Yields on both T-bills and bonds instruments have hit a bottom record from a double interest rate enjoyed some four years ago.

“There is limited investment alternative that is Pencom and another regulation complaint,” Ayodeji Ebo, senior economist/head, research & strategy, Greenwich Merchant Bank said, adding that many of the fund managers “are stuck with T-bills.”

Analysis of the result of the Nigerian Treasury Bills (T-bills) auction conducted Wednesday by the Central Bank of Nigeria (CBN) on behalf of the Federal Government of Nigeria, shows that more than N667 billion worth of unsuccessful transactions were recorded following the excess liquidity in the market bidding for limited bills.

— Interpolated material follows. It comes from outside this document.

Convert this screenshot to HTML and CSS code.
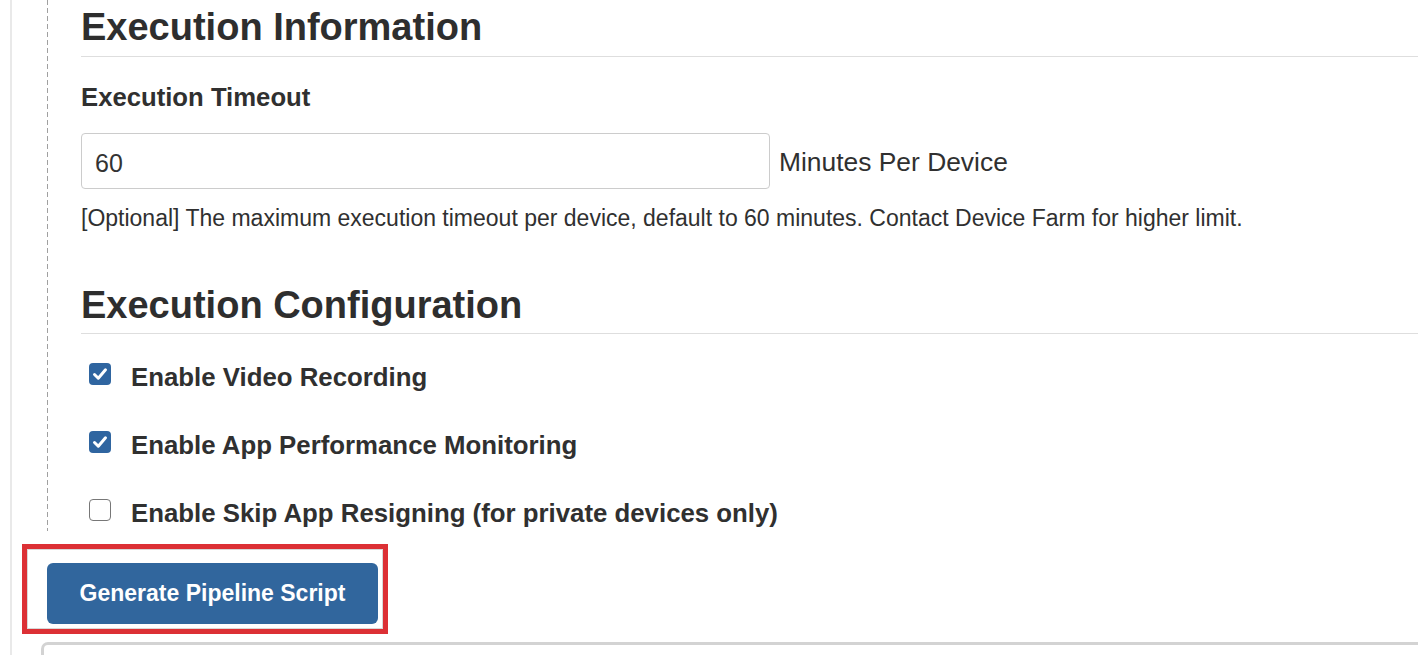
FILE: index.html
```html
<!DOCTYPE html>
<html lang="en">
<head>
<meta charset="utf-8">
<title>Execution settings</title>
<link rel="stylesheet" href="styles.css">
</head>
<body>
<div class="panel">
  <div class="section">
    <h2 class="heading first">Execution Information</h2>
    <div class="label">Execution Timeout</div>
    <div class="input-row">
      <input class="text-input" type="text" value="60">
      <span class="unit">Minutes Per Device</span>
    </div>
    <div class="help">[Optional] The maximum execution timeout per device, default to 60 minutes. Contact Device Farm for higher limit.</div>

    <h2 class="heading second">Execution Configuration</h2>
    <div class="check-row">
      <span class="box checked"><svg viewBox="0 0 22 22" width="22" height="22"><path d="M5.5 11.5 L9.3 15.2 L16.5 6.8" fill="none" stroke="#fff" stroke-width="3" stroke-linecap="round" stroke-linejoin="round"/></svg></span>
      <span class="check-label">Enable Video Recording</span>
    </div>
    <div class="check-row">
      <span class="box checked"><svg viewBox="0 0 22 22" width="22" height="22"><path d="M5.5 11.5 L9.3 15.2 L16.5 6.8" fill="none" stroke="#fff" stroke-width="3" stroke-linecap="round" stroke-linejoin="round"/></svg></span>
      <span class="check-label">Enable App Performance Monitoring</span>
    </div>
    <div class="check-row">
      <span class="box"></span>
      <span class="check-label">Enable Skip App Resigning (for private devices only)</span>
    </div>
  </div>
  <div class="highlight">
    <div class="highlight-inner">
      <button class="btn" type="button">Generate Pipeline Script</button>
    </div>
  </div>
  <div class="output-box"></div>
</div>
</body>
</html>
```
FILE: styles.css
```css
html, body {
  margin: 0;
  padding: 0;
  background: #fff;
  overflow: hidden;
}
body {
  font-family: "Liberation Sans", Arial, Helvetica, sans-serif;
  color: #303030;
  width: 1418px;
  height: 655px;
}
.panel {
  margin-left: 10px;
  border-left: 2px solid #e9e9e9;
  min-height: 700px;
}
.section {
  margin-left: 35px;
  padding-left: 34px;
  padding-bottom: 3px;
  background-image: repeating-linear-gradient(to bottom, #a0a0a0 0 5px, transparent 5px 8px);
  background-repeat: no-repeat;
  background-size: 1px 100%;
  background-position: left top;
}
.heading {
  margin: 0;
  font-size: 38px;
  line-height: 44px;
  font-weight: bold;
  color: #2e2e2e;
  border-bottom: 1px solid #dedede;
}
.heading.first {
  padding-top: 5px;
  padding-bottom: 7px;
}
.heading.second {
  margin-top: 51px;
  padding-bottom: 6px;
}
.label {
  margin-top: 25px;
  font-size: 25.7px;
  line-height: 30px;
  font-weight: bold;
}
.input-row {
  margin-top: 21px;
  display: flex;
  align-items: center;
  gap: 9px;
}
.text-input {
  box-sizing: border-box;
  width: 689px;
  height: 56px;
  margin: 0;
  border: 1px solid #cccccc;
  border-radius: 4px;
  padding: 4px 0 0 13px;
  font-family: "Liberation Sans", Arial, sans-serif;
  font-size: 25px;
  color: #333;
  background: #fff;
  outline: none;
}
.unit {
  font-size: 26.4px;
  line-height: 30px;
  padding-top: 1px;
}
.help {
  margin-top: 15px;
  font-size: 23px;
  line-height: 28px;
}
.check-row {
  display: flex;
  align-items: flex-start;
  gap: 20px;
  margin-top: 38px;
  padding-left: 8px;
  height: 30px;
}
.heading.second + .check-row {
  margin-top: 28px;
}
.box {
  box-sizing: border-box;
  width: 22px;
  height: 22px;
  flex: none;
  border-radius: 4px;
  border: 1.5px solid #777;
  background: #fff;
  display: block;
  margin-top: 1px;
}
.box.checked {
  border: none;
  background: #2f65a0;
}
.box svg {
  display: block;
}
.check-label {
  font-size: 25.8px;
  line-height: 30px;
  font-weight: bold;
}
.highlight {
  margin-top: 13px;
  margin-left: 10px;
  display: inline-block;
  border: 5px solid #dc3035;
}
.highlight-inner {
  border: 1px solid #d8d8d8;
  padding: 13px 4px 4px 19px;
}
.btn {
  display: block;
  box-sizing: border-box;
  width: 331px;
  height: 61px;
  margin: 0;
  padding: 0;
  border: none;
  border-radius: 6px;
  background: #31669d;
  color: #fff;
  font-family: "Liberation Sans", Arial, sans-serif;
  font-size: 23px;
  font-weight: bold;
  text-align: center;
}
.output-box {
  margin-top: 8px;
  margin-left: 29px;
  margin-right: -20px;
  height: 80px;
  border: 3px solid #d3d3d3;
  border-radius: 7px;
}
```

While investors bid at rates as low as 0.18 percent, 0.4 percent and 2.3 percent on the 91-day, 182-day and 364-day bills respectively, the central bank settled it stop rates at 0.34 percent, 0.5 percent and 0.98 percent for the 91-day, 182-day, and 364-day maturities, respectively. A further drop from the previous stop rates auction of 1percent each recorded for the 91-day and 183-day and the 2 percent for the 182-day in the previous auction.

With a 30 month-high inflation rate at 13.71 percent in September, real return on investment for T-bills plunged to -13.37 percent for the 92day instrument, -13.21percent for both the 182-day maturity while the longer 364-day instrument has a real return of -12.73 percent.